I flinched. For a moment, I was 13 again, and I had accidently hurt her. It truly pained me. At the same time, I was in my latter 30s and I realized something of the distance that had grown between us.
******
At the end of our first year in high school, I asked her to sign my school yearbook. In her lovely handwriting, she began with this: “Pete, You are the most wonderful guy I’ve ever known.” I was thrilled. But first loves are nothing if not evanescent. Two months later I ran into her at the County Fair, and she was arm-in-arm with another, older guy.  And that was that.
She has come to mind from time to time in the years since we last spoke, but I still know very little about her life. At some point she divorced. In her later years she was apparently afflicted by some ailment, as a recent photo in the local paper showed her looking vulnerable, with a walker. But the photo also showed the sweetness that is all I think of when I think of her. She was laying a wreath of flowers on the hood of the squad car of a local policeman who had just been killed in the line of duty.
Adieu, sweet friend. Like that first summer at the pool, again I can only think of you. I am deeply saddened by your passing, but I will carry our memories as long as I can.  Requiescat in pace.
That was great Pete.

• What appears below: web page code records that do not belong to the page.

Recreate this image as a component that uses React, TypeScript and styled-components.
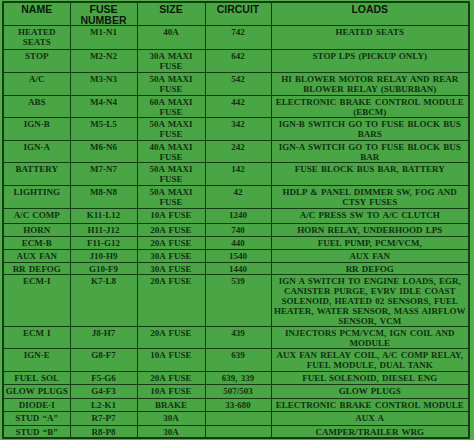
import React from 'react';
import styled, { createGlobalStyle } from 'styled-components';

const GlobalStyle = createGlobalStyle`
  html, body {
    margin: 0;
    padding: 0;
    background: #52ad4c;
  }
  #root {
    width: 474px;
    height: 440px;
    overflow: hidden;
  }
`;

const Page = styled.div`
  padding: 1px 0 0 2px;
`;

const Table = styled.table`
  border-collapse: collapse;
  table-layout: fixed;
  width: 468px;
  background: #4aa645;
  border: 2px solid #143d14;
`;

const Col = styled.col<{ $w?: number }>`
  width: ${(p) => (p.$w ? `${p.$w}px` : 'auto')};
`;

const HeadCell = styled.th`
  height: 20px;
  padding: 1px 0 0;
  border: 1px solid #143d14;
  vertical-align: top;
  text-align: center;
  font-family: 'Liberation Sans', Arial, sans-serif;
  font-weight: 700;
  font-size: 10.5px;
  line-height: 10.5px;
  color: #0b160b;
  white-space: nowrap;
`;

const Row = styled.tr<{ $h: number }>`
  height: ${(p) => p.$h}px;
`;

const Cell = styled.td`
  padding: 1px 0 0;
  border: 1px solid #143d14;
  vertical-align: top;
  text-align: center;
  font-family: 'Liberation Serif', 'Times New Roman', serif;
  font-weight: 700;
  font-size: 9px;
  line-height: 10px;
  color: #0f3212;
  white-space: nowrap;
  word-spacing: 1px;
  overflow: hidden;
`;

type Fuse = {
  name: string[];
  fuse: string;
  size: string[];
  circuit: string;
  loads: string[];
  h: number;
};

const rows: Fuse[] = [
  { name: ['HEATED', 'SEATS'], fuse: 'M1-N1', size: ['40A'], circuit: '742', loads: ['HEATED SEATS'], h: 24 },
  { name: ['STOP'], fuse: 'M2-N2', size: ['30A MAXI', 'FUSE'], circuit: '642', loads: ['STOP LPS (PICKUP ONLY)'], h: 23 },
  { name: ['A/C'], fuse: 'M3-N3', size: ['50A MAXI', 'FUSE'], circuit: '542', loads: ['HI BLOWER MOTOR RELAY AND REAR', 'BLOWER RELAY (SUBURBAN)'], h: 23 },
  { name: ['ABS'], fuse: 'M4-N4', size: ['60A MAXI', 'FUSE'], circuit: '442', loads: ['ELECTRONIC BRAKE CONTROL MODULE', '(EBCM)'], h: 22 },
  { name: ['IGN-B'], fuse: 'M5-L5', size: ['50A MAXI', 'FUSE'], circuit: '342', loads: ['IGN-B SWITCH GO TO FUSE BLOCK BUS', 'BARS'], h: 23 },
  { name: ['IGN-A'], fuse: 'M6-N6', size: ['40A MAXI', 'FUSE'], circuit: '242', loads: ['IGN-A SWITCH GO TO FUSE BLOCK BUS', 'BAR'], h: 22 },
  { name: ['BATTERY'], fuse: 'M7-N7', size: ['50A MAXI', 'FUSE'], circuit: '142', loads: ['FUSE BLOCK BUS BAR, BATTERY'], h: 23 },
  { name: ['LIGHTING'], fuse: 'M8-N8', size: ['50A MAXI', 'FUSE'], circuit: '42', loads: ['HDLP & PANEL DIMMER SW, FOG AND', 'CTSY FUSES'], h: 23 },
  { name: ['A/C COMP'], fuse: 'K11-L12', size: ['10A FUSE'], circuit: '1240', loads: ['A/C PRESS SW TO A/C CLUTCH'], h: 15 },
  { name: ['HORN'], fuse: 'H11-J12', size: ['20A FUSE'], circuit: '740', loads: ['HORN RELAY, UNDERHOOD LPS'], h: 13 },
  { name: ['ECM-B'], fuse: 'F11-G12', size: ['20A FUSE'], circuit: '440', loads: ['FUEL PUMP, PCM/VCM,'], h: 13 },
  { name: ['AUX FAN'], fuse: 'J10-H9', size: ['30A FUSE'], circuit: '1540', loads: ['AUX FAN'], h: 13 },
  { name: ['RR DEFOG'], fuse: 'G10-F9', size: ['30A FUSE'], circuit: '1440', loads: ['RR DEFOG'], h: 12 },
  {
    name: ['ECM-I'],
    fuse: 'K7-L8',
    size: ['20A FUSE'],
    circuit: '539',
    loads: [
      'IGN A SWITCH TO ENGINE LOADS, EGR,',
      'CANISTER PURGE, EVRV IDLE COAST',
      'SOLENOID, HEATED 02 SENSORS, FUEL',
      'HEATER, WATER SENSOR, MASS AIRFLOW',
      'SENSOR, VCM',
    ],
    h: 52,
  },
  { name: ['ECM I'], fuse: 'J8-H7', size: ['20A FUSE'], circuit: '439', loads: ['INJECTORS PCM/VCM, IGN COIL AND', 'MODULE'], h: 22 },
  { name: ['IGN-E'], fuse: 'G8-F7', size: ['10A FUSE'], circuit: '639', loads: ['AUX FAN RELAY COIL, A/C COMP RELAY,', 'FUEL MODULE, DUAL TANK'], h: 23 },
  { name: ['FUEL SOL'], fuse: 'F5-G6', size: ['20A FUSE'], circuit: '639, 339', loads: ['FUEL SOLENOID, DIESEL ENG'], h: 13 },
  { name: ['GLOW PLUGS'], fuse: 'G4-F3', size: ['10A FUSE'], circuit: '507/503', loads: ['GLOW PLUGS'], h: 14 },
  { name: ['DIODE-I'], fuse: 'L2-K1', size: ['BRAKE'], circuit: '33-680', loads: ['ELECTRONIC BRAKE CONTROL MODULE'], h: 13 },
  { name: ['STUD \u201CA\u201D'], fuse: 'R7-P7', size: ['30A'], circuit: '', loads: ['AUX A'], h: 14 },
  { name: ['STUD \u201CB\u201D'], fuse: 'R8-P8', size: ['30A'], circuit: '', loads: ['CAMPER/TRAILER WRG'], h: 12 },
];

function Lines({ lines }: { lines: string[] }) {
  return (
    <>
      {lines.map((l, i) => (
        <React.Fragment key={i}>
          {i > 0 && <br />}
          {l}
        </React.Fragment>
      ))}
    </>
  );
}

export default function App() {
  return (
    <>
      <GlobalStyle />
      <Page>
        <Table>
          <colgroup>
            <Col $w={67} />
            <Col $w={67} />
            <Col $w={68} />
            <Col $w={66} />
            <Col />
          </colgroup>
          <thead>
            <tr>
              <HeadCell>NAME</HeadCell>
              <HeadCell>
                FUSE
                <br />
                NUMBER
              </HeadCell>
              <HeadCell>SIZE</HeadCell>
              <HeadCell>CIRCUIT</HeadCell>
              <HeadCell>LOADS</HeadCell>
            </tr>
          </thead>
          <tbody>
            {rows.map((r, i) => (
              <Row key={i} $h={r.h}>
                <Cell>
                  <Lines lines={r.name} />
                </Cell>
                <Cell>{r.fuse}</Cell>
                <Cell>
                  <Lines lines={r.size} />
                </Cell>
                <Cell>{r.circuit}</Cell>
                <Cell>
                  <Lines lines={r.loads} />
                </Cell>
              </Row>
            ))}
          </tbody>
        </Table>
      </Page>
    </>
  );
}
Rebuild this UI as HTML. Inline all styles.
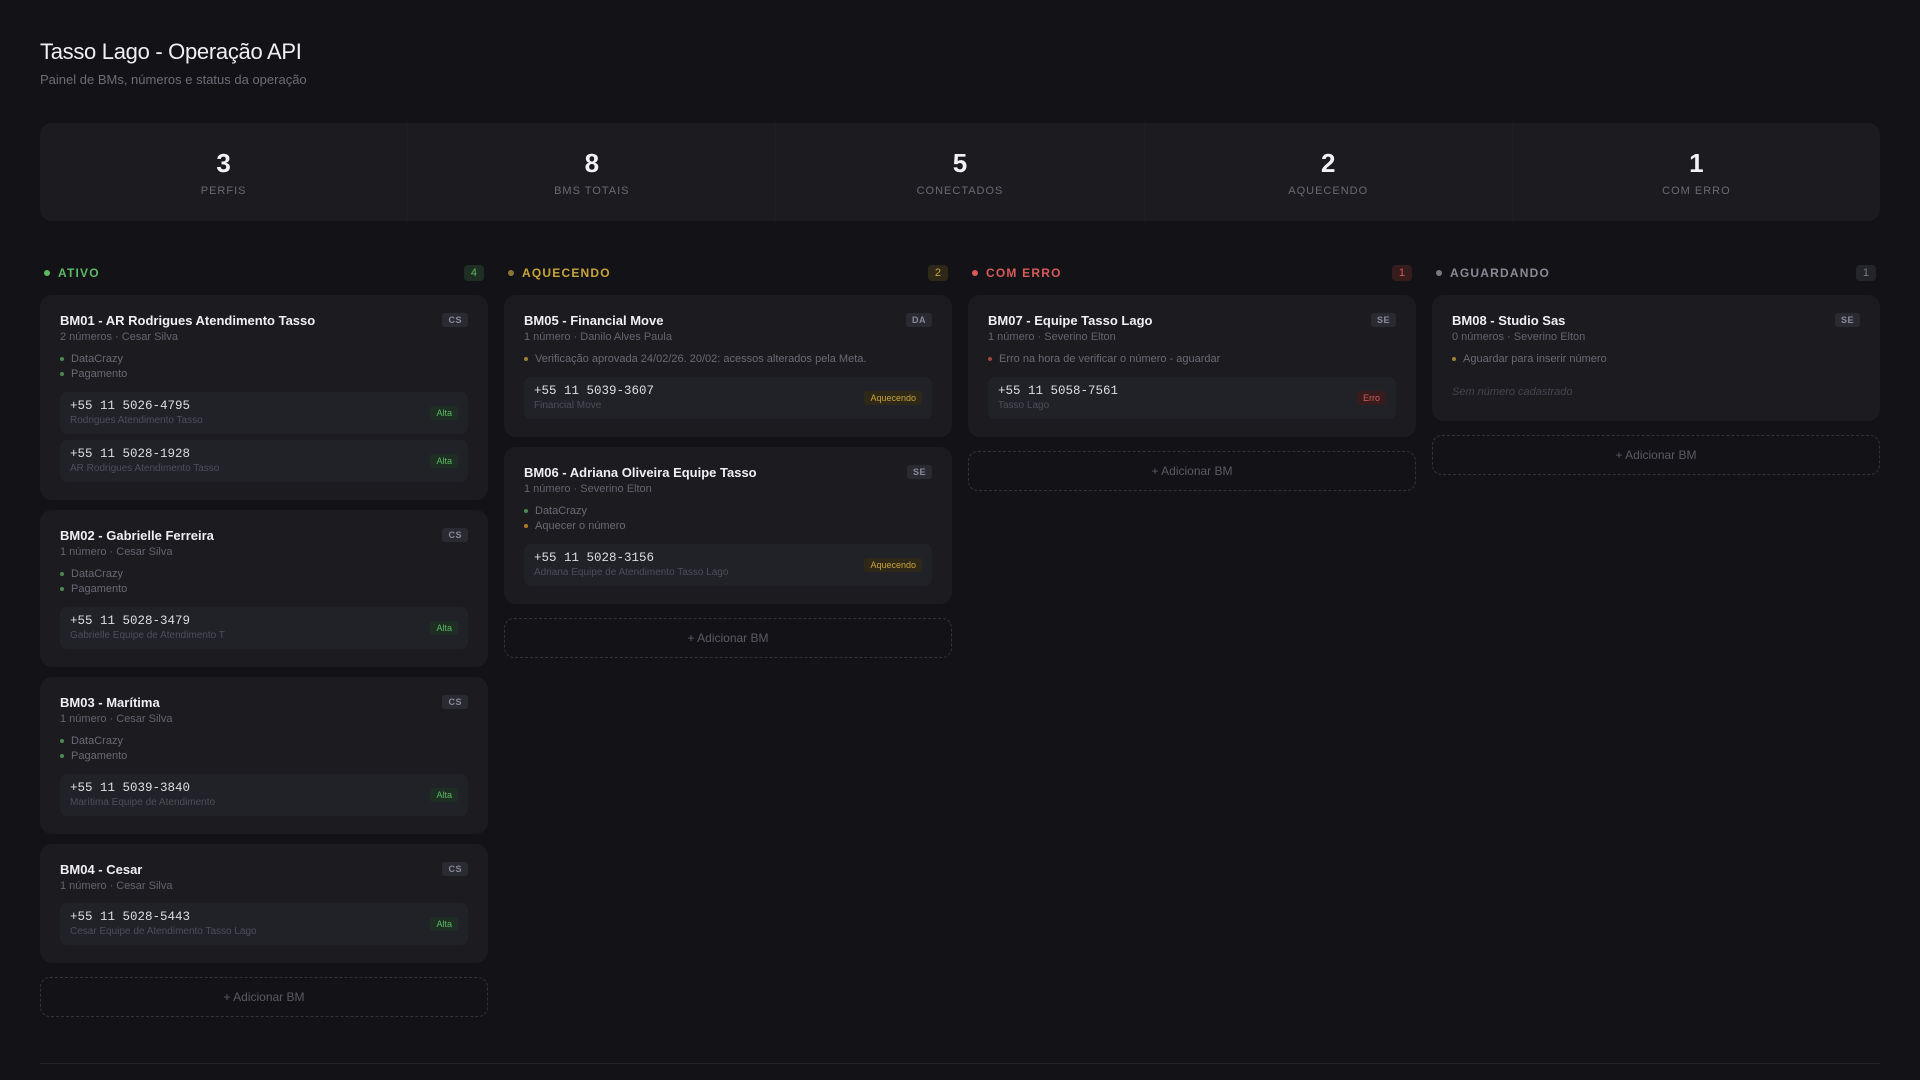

Loved it.
Easily pictured myself doing the same thing.
Just perfect.
Wow, Peter! Beautifully done. You took me right back to my 6th grade self with my first flame. She used to walk her little dog by our house when I was cutting the grass in the front yard. She would come inside for some lemonade, and eventually I was introduced to what I later learned was called, “making out.” Those are deeply ingrained memories!
Beautiful story…..the nuances help me to remember all that I usually don’t remember…..memories are a gift that we must protect and not lose…..
Thanks Peter! Very well written (of course) and I suspect a real throwback for many of us! Sorry for your loss…
Beautiful Pete. Our memories are treasures.
Thanks for sharing these memories Peter. So beautifully told from the heart.